------ Data extract ------

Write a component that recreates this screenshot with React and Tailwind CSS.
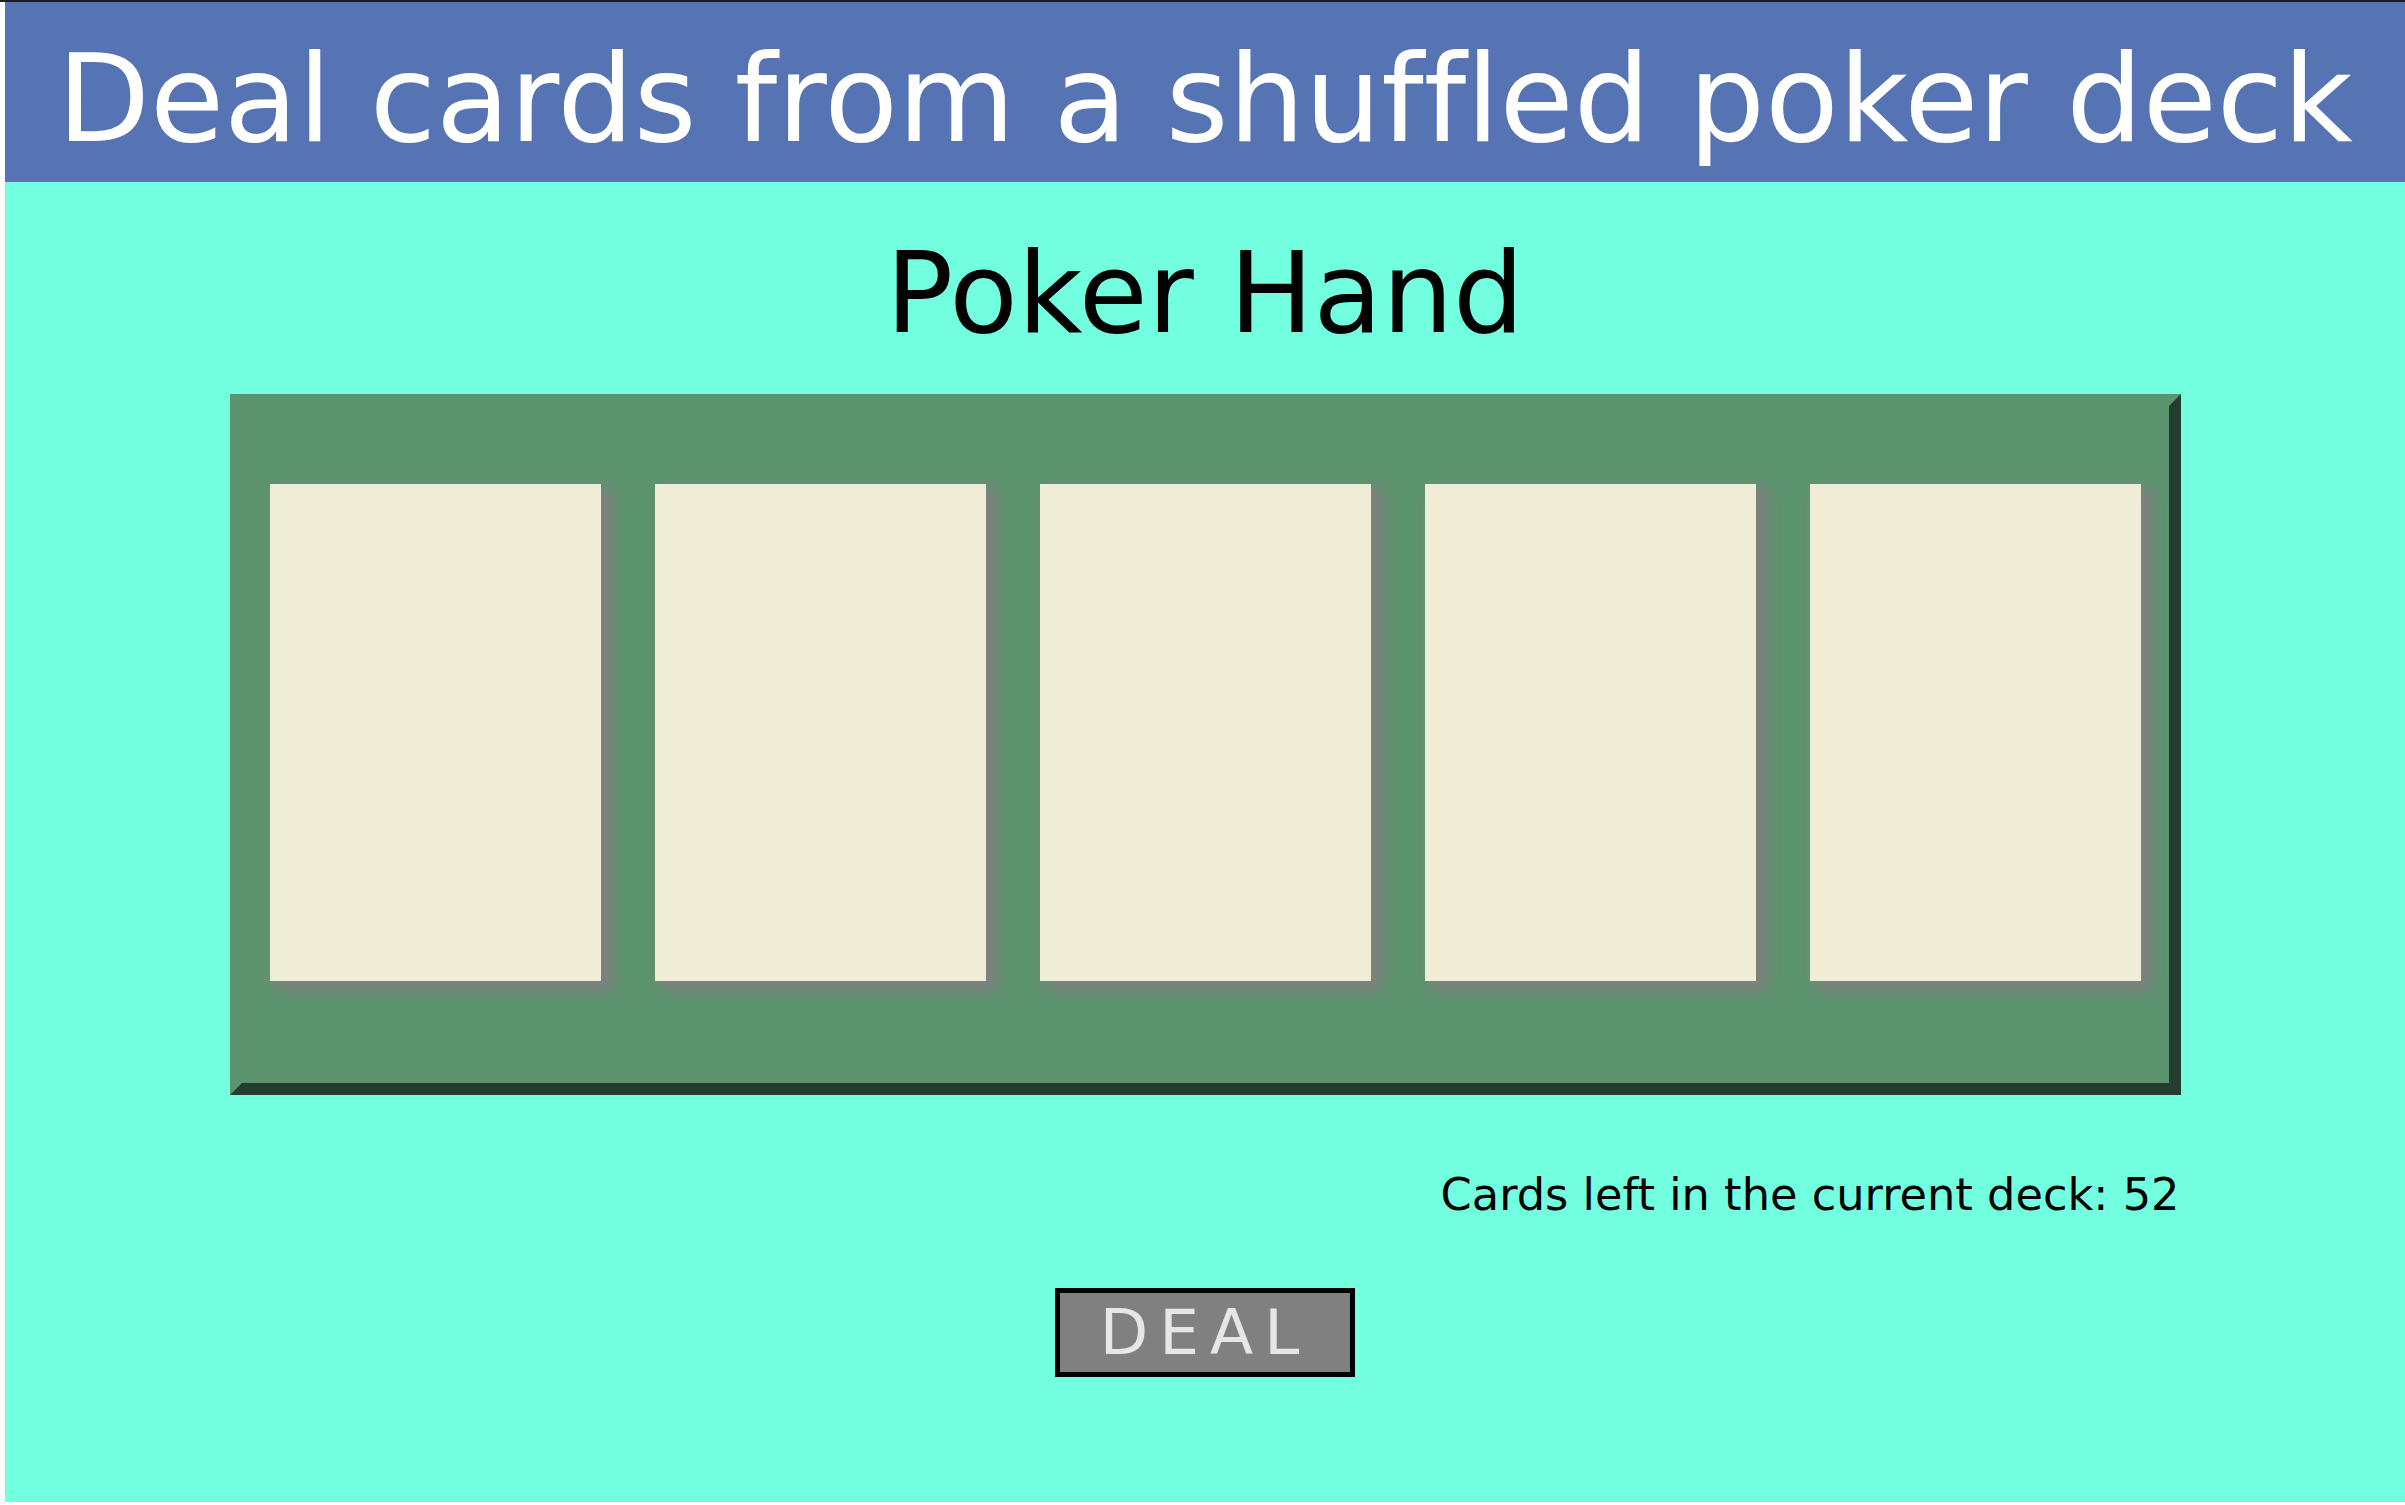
import React from 'react';

const CARDS = [0, 1, 2, 3, 4];

const Card = () => (
  <div className="w-[331px] h-[497px] bg-[#f0edd6] shadow-[9px_7px_14px_3px_#808080]" />
);

const App = () => {
  return (
    <div className="w-[2405px] h-[1505px] bg-white border-t-2 border-[#1b1b26] pl-[5px] font-['DejaVu_Sans',sans-serif] [font-variant-ligatures:none] overflow-hidden">
      <header className="h-[180px] bg-[#5673b3] pt-[27px] text-center">
        <h1 className="text-[120.5px] leading-[140px] text-white whitespace-nowrap">
          Deal cards from a shuffled poker deck
        </h1>
      </header>

      <main className="h-[1320px] bg-[#71ffe0] flex flex-col items-center">
        <h2 className="mt-[46px] text-[112px] leading-[131px] text-black">Poker Hand</h2>

        <div className="mt-[35px] w-[1951px] border-[12px] border-t-[#5b946e] border-l-[#5b946e] border-r-[#243d2f] border-b-[#243d2f] bg-[#5b946e] pt-[78px] pb-[102px] px-[28px]">
          <div className="flex gap-[54px]">
            {CARDS.map((i) => (
              <Card key={i} />
            ))}
          </div>
        </div>

        <div className="mt-[74px] w-[1951px] text-right text-[44.7px] leading-[52px] text-black pr-[1px]">
          Cards left in the current deck: 52
        </div>

        <button className="mt-[67px] w-[300px] h-[89px] border-[5px] border-black bg-[#808080] text-[#e6e6e6] text-[63px] leading-[79px] tracking-[11px]">
          DEAL
        </button>
      </main>
    </div>
  );
};

export default App;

------

Using the data above, print every line exactly, omitting pictures.

Write a component that recreates this screenshot with React and Tailwind CSS.
import React from 'react';

const CARDS = [0, 1, 2, 3, 4];

const Card = () => (
  <div className="w-[331px] h-[497px] bg-[#f0edd6] shadow-[9px_7px_14px_3px_#808080]" />
);

const App = () => {
  return (
    <div className="w-[2405px] h-[1505px] bg-white border-t-2 border-[#1b1b26] pl-[5px] font-['DejaVu_Sans',sans-serif] [font-variant-ligatures:none] overflow-hidden">
      <header className="h-[180px] bg-[#5673b3] pt-[27px] text-center">
        <h1 className="text-[120.5px] leading-[140px] text-white whitespace-nowrap">
          Deal cards from a shuffled poker deck
        </h1>
      </header>

      <main className="h-[1320px] bg-[#71ffe0] flex flex-col items-center">
        <h2 className="mt-[46px] text-[112px] leading-[131px] text-black">Poker Hand</h2>

        <div className="mt-[35px] w-[1951px] border-[12px] border-t-[#5b946e] border-l-[#5b946e] border-r-[#243d2f] border-b-[#243d2f] bg-[#5b946e] pt-[78px] pb-[102px] px-[28px]">
          <div className="flex gap-[54px]">
            {CARDS.map((i) => (
              <Card key={i} />
            ))}
          </div>
        </div>

        <div className="mt-[74px] w-[1951px] text-right text-[44.7px] leading-[52px] text-black pr-[1px]">
          Cards left in the current deck: 52
        </div>

        <button className="mt-[67px] w-[300px] h-[89px] border-[5px] border-black bg-[#808080] text-[#e6e6e6] text-[63px] leading-[79px] tracking-[11px]">
          DEAL
        </button>
      </main>
    </div>
  );
};

export default App;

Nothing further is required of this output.